By Joe Santoliquito, Patch.com
January 20, 2011
Ryan Furst knows one speed and only one speed on a basketball court, and that’s full throttle all the time. The Marple Newtown High School 6-foot-4-inch junior doesn’t know any other way. It’s why he’s in the middle of everything, why he’s not afraid to thrust himself into the mosh pit that gathers under the basket awaiting a rebound, or not afraid to lunge on the floor for a loose ball.
It’s why Furst leads Marple Newtown in scoring, averaging 12 points a game, and rebounding, pulling down nine boards a game—and he’s just touching the surface of what he may be able to do. What’s more is that he’s had to recover from a torn patellar tendon in his right knee, which hasn’t seemed to slow him down at all.
But a lot of things have changed since June 2010 when Furst was pushed from behind after going up for a dunk in a summer league at St. Joseph’s University. The shove caused Furst to land awkwardly and catch his knee on the jagged edge of the collapsed stands, opening up what appeared to be a severe cut.
The following day it proved to be much, much more.
“I didn’t understand how serious it was at first,” Furst recalled. “We went to the hospital that night. I thought they’d just stitch me up and that would be it. Overnight my knee blew up like a tennis ball the next morning. That’s when I started to get pretty concerned. I didn’t know what was going on. We went back to the hospital the next day, and found myself spending the next two days in the hospital when they found I tore my patellar tendon. I asked the doctors if I’d be able to play football in the fall, they told me I wouldn’t be able to—that was pretty depressing. But I was relieved when they said I’d be allowed to play basketball.”
Only after a rigorous rehab, which required two months of arduous work and stretching three days a week, between 60-90 minutes a session, did Furst return. He lost 10 to 15 pounds because of the injury, and had to rebuild a leg that atrophy shrunk.
“I just wanted to get back on the court, so I worked as hard as I could so I could get back to playing basketball again,” Furst said. “I didn’t know what to expect when I got back. I was a little tentative at first, and I started jogging in November.”
Tigers’ coach Jerry Doemling was certainly pleased—and amazed by Furst’s quick recovery.
“That’s Ryan,” Doemling said. “He’s still playing through some stiffness, and he’s pushing through it. What’s really amazing is that Ryan couldn’t do anything until November, and he’s our leading scorer and rebounder. I think he’s just only scratching the surface of what he can do. We can use Ryan anywhere, and he’s versatile and athletic, I can have him defensively on a point guard or a center.”

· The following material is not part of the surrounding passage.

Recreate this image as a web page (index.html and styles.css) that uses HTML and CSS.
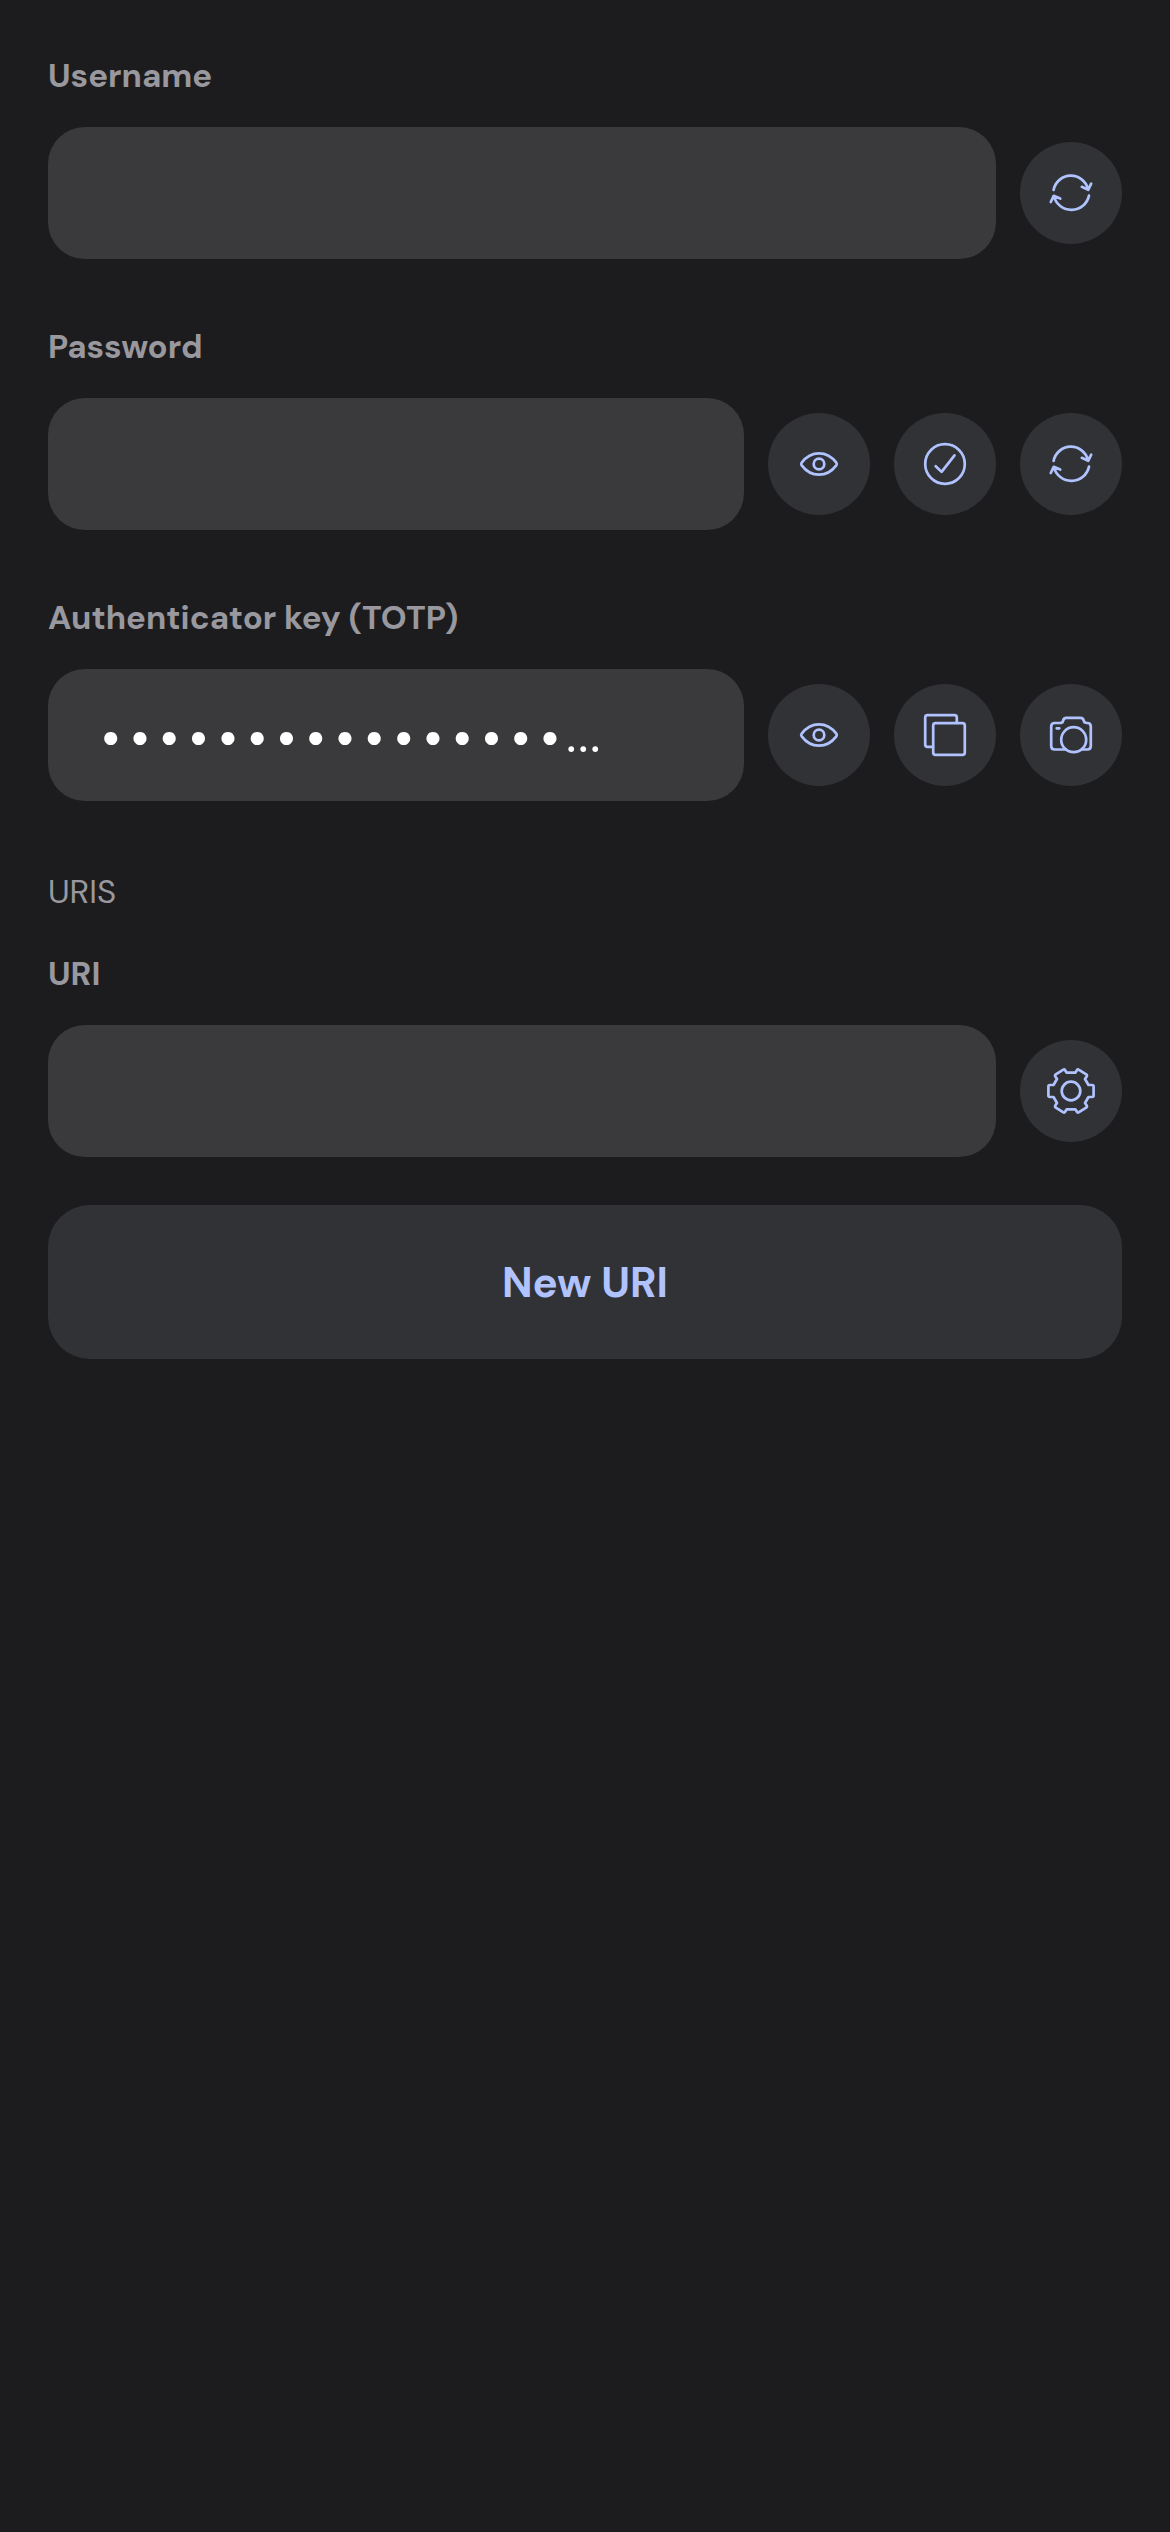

The irony is that if there is one thing Doemling asks of his junior star is to slow down, just a little.
“Even coming off the injury, Ryan’s going 110-miles-an-hour,” said Doemling, laughing. “That’s the one thing he has to watch, believe it or not. Sometimes he goes too fast, so fast that he’ll go flying by everyone to the basket. He has more post moves than anyone I’ve ever seen. But sometimes he tries to do too much and thinks too much. But I’ll take the trade-off because he plays defense the same way; he’s constant, all over. What I’m also pleased with is how Ryan has done academically, making the honor roll the first two semesters of his junior year.”
The injury caused Furst to be grateful for a few things.
“I was never injured like that before, and I think having something as important as basketball taken away makes me realize how important the game is,” Furst said. “Yes, I play hard because you just never know when something you love doing can be taken away again.”